Copy out all the lines where "that" shows up.
* START Data provided *
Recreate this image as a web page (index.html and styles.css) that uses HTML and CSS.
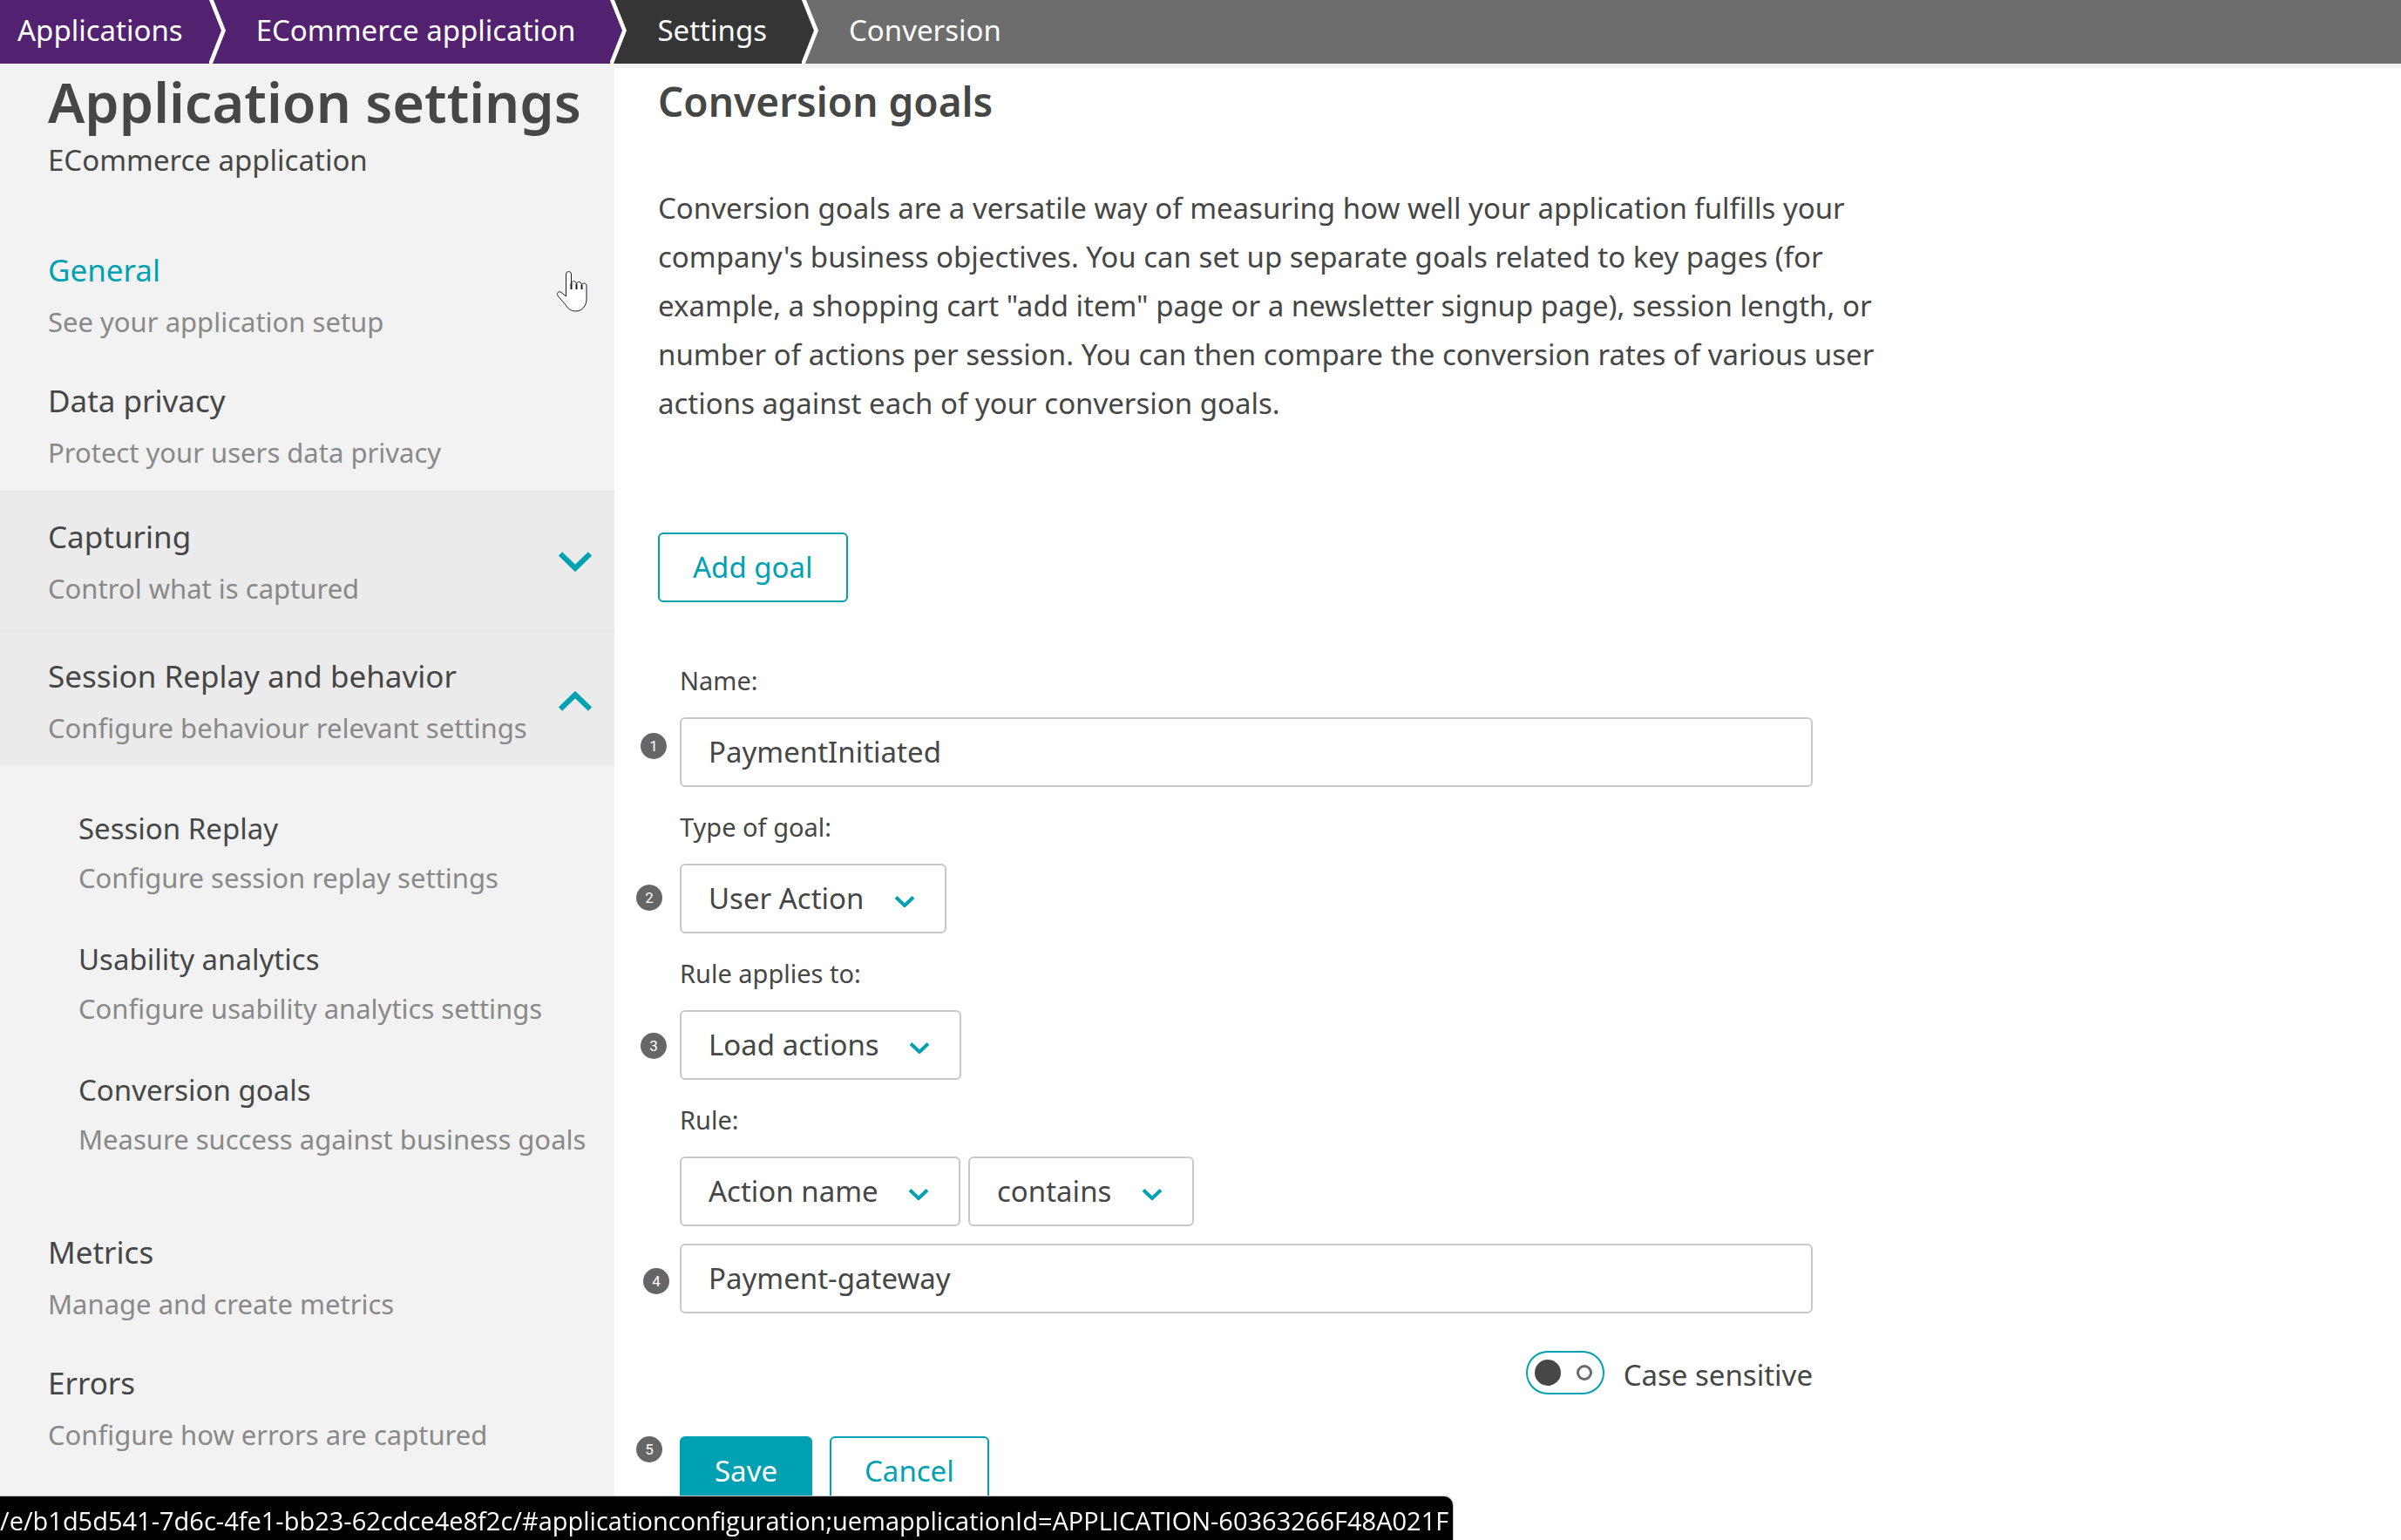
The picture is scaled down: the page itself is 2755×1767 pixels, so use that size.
FILE: index.html
```html
<!DOCTYPE html>
<html lang="en">
<head>
<meta charset="utf-8">
<title>Conversion goals - Application settings</title>
<link rel="stylesheet" href="styles.css">
</head>
<body>
<nav class="breadcrumb" aria-label="Breadcrumb">
  <a class="crumb crumb-app crumb-first" href="#applications">Applications</a>
  <svg class="crumb-sep sep-app" viewBox="0 0 19 73" aria-hidden="true"><path class="fill-app" d="M0 0L14 35L0 73Z"/><path class="fill-line" d="M0 0H5L19 35L4 73H-1L14 35Z"/></svg>
  <a class="crumb crumb-app" href="#ecommerce">ECommerce application</a>
  <svg class="crumb-sep sep-settings" viewBox="0 0 19 73" aria-hidden="true"><path class="fill-app" d="M0 0L14 35L0 73Z"/><path class="fill-line" d="M0 0H5L19 35L4 73H-1L14 35Z"/></svg>
  <a class="crumb crumb-settings" href="#settings">Settings</a>
  <svg class="crumb-sep sep-current" viewBox="0 0 19 73" aria-hidden="true"><path class="fill-settings" d="M0 0L14 35L0 73Z"/><path class="fill-line" d="M0 0H5L19 35L4 73H-1L14 35Z"/></svg>
  <a class="crumb" href="#conversion" aria-current="page">Conversion</a>
</nav>

<div class="layout">
  <aside class="sidebar">
    <header class="sidebar-head">
      <h1 class="sidebar-title">Application settings</h1>
      <p class="sidebar-subtitle">ECommerce application</p>
    </header>
    <nav aria-label="Settings">
      <a class="nav-item" href="#general">
        <span class="nav-title nav-title-active">General</span>
        <span class="nav-desc">See your application setup</span>
        <svg class="pointer" viewBox="0 0 37 48" aria-hidden="true">
          <path class="pointer-hand" d="M11.500 30V5a3 3.500 0 0 1 6 0V16C18 11.500 23 11.500 23.500 16C24 12.500 29 12.500 29.500 17C30.500 14 35 14.500 35 18V33C35 41 30 47 22.500 47C16 47 13 43 10.500 39L2.500 30C0 26 3 23.500 6 25.500Z"/>
          <path class="pointer-lines" d="M17.500 15V22M23.500 16V22M29.500 17V22"/>
        </svg>
      </a>
      <a class="nav-item" href="#privacy">
        <span class="nav-title">Data privacy</span>
        <span class="nav-desc">Protect your users data privacy</span>
      </a>
      <button class="nav-group" type="button" aria-expanded="false">
        <span class="nav-group-text">
          <span class="nav-title">Capturing</span>
          <span class="nav-desc">Control what is captured</span>
        </span>
        <svg class="nav-chevron" viewBox="0 0 38 23" aria-hidden="true"><path d="M2 2.500L19 19L36 2.500"/></svg>
      </button>
      <button class="nav-group nav-group-open" type="button" aria-expanded="true">
        <span class="nav-group-text">
          <span class="nav-title">Session Replay and behavior</span>
          <span class="nav-desc">Configure behaviour relevant settings</span>
        </span>
        <svg class="nav-chevron" viewBox="0 0 38 23" aria-hidden="true"><path d="M2 20.500L19 4L36 20.500"/></svg>
      </button>
      <div class="subnav">
        <a class="subnav-item" href="#replay">
          <span class="subnav-title">Session Replay</span>
          <span class="nav-desc">Configure session replay settings</span>
        </a>
        <a class="subnav-item" href="#usability">
          <span class="subnav-title">Usability analytics</span>
          <span class="nav-desc">Configure usability analytics settings</span>
        </a>
        <a class="subnav-item" href="#goals">
          <span class="subnav-title">Conversion goals</span>
          <span class="nav-desc">Measure success against business goals</span>
        </a>
      </div>
      <a class="nav-item" href="#metrics">
        <span class="nav-title">Metrics</span>
        <span class="nav-desc">Manage and create metrics</span>
      </a>
      <a class="nav-item" href="#errors">
        <span class="nav-title">Errors</span>
        <span class="nav-desc">Configure how errors are captured</span>
      </a>
    </nav>
  </aside>

  <main class="content">
    <h2 class="content-title">Conversion goals</h2>
    <p class="intro">Conversion goals are a versatile way of measuring how well your application fulfills your company's business objectives. You can set up separate goals related to key pages (for example, a shopping cart "add item" page or a newsletter signup page), session length, or number of actions per session. You can then compare the conversion rates of various user actions against each of your conversion goals.</p>
    <button class="button" type="button">Add goal</button>

    <form class="goal-form">
      <label class="label" for="goal-name">Name:</label>
      <div class="row">
        <span class="pin pin-1">1</span>
        <input class="input" id="goal-name" type="text" value="PaymentInitiated">
      </div>

      <label class="label" for="goal-type">Type of goal:</label>
      <div class="row">
        <span class="pin pin-2">2</span>
        <span class="select-wrap">
          <select class="select" id="goal-type"><option>User Action</option></select>
          <svg class="select-chevron" viewBox="0 0 22 13" aria-hidden="true"><path d="M1 1.500L11 11L21 1.500"/></svg>
        </span>
      </div>

      <label class="label" for="rule-scope">Rule applies to:</label>
      <div class="row">
        <span class="pin pin-3">3</span>
        <span class="select-wrap">
          <select class="select" id="rule-scope"><option>Load actions</option></select>
          <svg class="select-chevron" viewBox="0 0 22 13" aria-hidden="true"><path d="M1 1.500L11 11L21 1.500"/></svg>
        </span>
      </div>

      <label class="label" for="rule-field">Rule:</label>
      <div class="row">
        <span class="select-wrap">
          <select class="select" id="rule-field"><option>Action name</option></select>
          <svg class="select-chevron" viewBox="0 0 22 13" aria-hidden="true"><path d="M1 1.500L11 11L21 1.500"/></svg>
        </span>
        <span class="select-wrap">
          <select class="select" aria-label="Rule operator"><option>contains</option></select>
          <svg class="select-chevron" viewBox="0 0 22 13" aria-hidden="true"><path d="M1 1.500L11 11L21 1.500"/></svg>
        </span>
      </div>
      <div class="row row-value">
        <span class="pin pin-4">4</span>
        <input class="input" type="text" value="Payment-gateway" aria-label="Rule value">
      </div>

      <label class="switch" for="case-sensitive">
        <input class="switch-input" id="case-sensitive" type="checkbox" role="switch">
        <span class="switch-text">Case sensitive</span>
      </label>

      <div class="row row-actions">
        <span class="pin pin-5">5</span>
        <button class="button button-primary" type="button">Save</button>
        <button class="button" type="button">Cancel</button>
      </div>
    </form>
  </main>
</div>

<div class="status"><span class="status-text">/e/b1d5d541-7d6c-4fe1-bb23-62cdce4e8f2c/#applicationconfiguration;uemapplicationId=APPLICATION-60363266F48A021F</span></div>
</body>
</html>
```
FILE: styles.css
```css
:root {
  --text: #454646;
  --muted: #898989;
  --teal: #00a1b2;
  --panel: #f2f2f2;
  --border: #c9c9c9;
  --app: #522270;
  --settings: #353535;
  --current: #6d6d6d;
}

*, *::before, *::after { box-sizing: border-box; }

body {
  margin: 0;
  min-height: 100vh;
  display: flex;
  flex-direction: column;
  background: #fff;
  color: var(--text);
  font: 33px/44px "Noto Sans", sans-serif;
}

a { color: inherit; text-decoration: none; }
h1, h2, p { margin: 0; }

button, input, select {
  margin: 0;
  color: inherit;
  font: inherit;
}

/* Breadcrumb */
.breadcrumb {
  display: flex;
  height: 78px;
  background: var(--current);
  border-bottom: 5px solid var(--panel);
  color: #fff;
}
.crumb {
  display: flex;
  align-items: center;
  padding: 0 40px 4px 35px;
}
.crumb-first { padding-left: 20px; padding-right: 30px; }
.crumb-app { background: var(--app); }
.crumb-settings { background: var(--settings); }
.crumb-sep { flex: none; width: 19px; height: 73px; }
.sep-app { background: var(--app); }
.sep-settings { background: var(--settings); }
.sep-current { background: var(--current); }
.fill-app { fill: var(--app); }
.fill-settings { fill: var(--settings); }
.fill-line { fill: #fff; }

.layout { display: flex; flex: 1; }

/* Sidebar */
.sidebar {
  flex: 0 0 705px;
  background: var(--panel);
}
.sidebar-head { padding: 0 0 57px 55px; }
.sidebar-title {
  margin-bottom: 6px;
  font-size: 63px;
  font-weight: 600;
  line-height: 78px;
  white-space: nowrap;
}
.nav-item {
  position: relative;
  display: block;
  padding: 23px 26px 23px 55px;
}
.nav-title {
  display: block;
  margin-bottom: 14px;
  font-size: 35px;
  line-height: 48px;
}
.nav-title-active { color: var(--teal); }
.nav-desc {
  display: block;
  color: var(--muted);
  font-size: 31px;
  line-height: 42px;
}
.nav-group {
  display: flex;
  align-items: center;
  justify-content: space-between;
  width: 100%;
  padding: 27px 26px 27px 55px;
  border: 0;
  border-top: 2px solid #e5e5e5;
  background: #ebebeb;
  text-align: left;
}
.nav-group-open { padding-bottom: 22px; }
.nav-chevron {
  flex: none;
  width: 38px;
  height: 23px;
  fill: none;
  stroke: var(--teal);
  stroke-width: 6;
}
.subnav {
  display: flex;
  flex-direction: column;
  gap: 51px;
  padding: 51px 0 62px 90px;
}
.subnav-title { display: block; margin-bottom: 13px; }
.pointer {
  position: absolute;
  top: 47px;
  right: 30px;
  width: 37px;
  height: 48px;
}
.pointer-hand { fill: #fff; stroke: #1b1b2b; stroke-width: 1; }
.pointer-lines { fill: none; stroke: #1b1b2b; stroke-width: 2; }

/* Content */
.content {
  flex: 1;
  min-width: 0;
  padding: 8px 50px 30px;
}
.content-title {
  margin-bottom: 65px;
  font-size: 46px;
  font-weight: 600;
  line-height: 60px;
}
.intro {
  max-width: 1420px;
  margin-bottom: 120px;
  line-height: 56px;
}
.button {
  height: 80px;
  padding: 0 38px;
  border: 2px solid var(--teal);
  border-radius: 6px;
  background: #fff;
  color: var(--teal);
}
.button-primary { background: var(--teal); color: #fff; }

.goal-form {
  max-width: 1325px;
  margin-top: 70px;
  padding-left: 25px;
}
.label {
  display: block;
  margin-bottom: 22px;
  font-size: 29px;
  line-height: 40px;
}
.row {
  position: relative;
  display: flex;
  gap: 9px;
  margin-bottom: 26px;
}
.row-value { margin: -6px 0 43px; }
.input, .select {
  height: 80px;
  border: 2px solid var(--border);
  border-radius: 6px;
  background: #fff;
}
.input { width: 100%; padding: 0 31px 2px; }
.select { appearance: none; padding: 0 92px 0 31px; }
.select-wrap { position: relative; display: flex; }
.select-chevron {
  position: absolute;
  top: 37px;
  right: 37px;
  width: 22px;
  height: 13px;
  fill: none;
  stroke: var(--teal);
  stroke-width: 4;
  pointer-events: none;
}

.switch {
  display: flex;
  align-items: center;
  justify-content: flex-end;
  gap: 22px;
  height: 50px;
  margin-bottom: 48px;
}
.switch-text { padding-top: 6px; }
.switch-input {
  appearance: none;
  display: flex;
  align-items: center;
  justify-content: space-between;
  width: 90px;
  height: 50px;
  padding: 0 12px 0 8px;
  border: 2px solid var(--teal);
  border-radius: 25px;
}
.switch-input::before {
  content: "";
  width: 30px;
  height: 30px;
  border-radius: 50%;
  background: var(--text);
}
.switch-input::after {
  content: "";
  width: 18px;
  height: 18px;
  border: 3px solid #6a6a6a;
  border-radius: 50%;
}
.row-actions { gap: 20px; margin-bottom: 0; }

/* Numbered callouts pinned over the form */
.pin {
  position: absolute;
  width: 30px;
  height: 30px;
  border-radius: 50%;
  background: #666;
  color: #fff;
  font: 17px/30px Roboto, sans-serif;
  text-align: center;
}
.pin-1 { top: 18px; left: -45px; }
.pin-2 { top: 24px; left: -50px; }
.pin-3 { top: 26px; left: -45px; }
.pin-4 { top: 28px; left: -42px; }
.pin-5 { top: 0; left: -50px; }

/* Link preview at the bottom of the window */
.status {
  position: fixed;
  bottom: 0;
  left: 0;
  max-width: 100%;
  height: 50px;
  padding: 6px 5px 0 0;
  overflow: hidden;
  border-radius: 0 10px 0 0;
  box-shadow: 0 0 0 1px #c8c8c8;
  background: #000;
  color: #fff;
  font: 29px/44px "Open Sans", sans-serif;
  white-space: nowrap;
}
```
* END Data provided *
▶ [Result of this task]
Recreate this image as a web page (index.html and styles.css) that uses HTML and CSS.
The picture is scaled down: the page itself is 2755×1767 pixels, so use that size.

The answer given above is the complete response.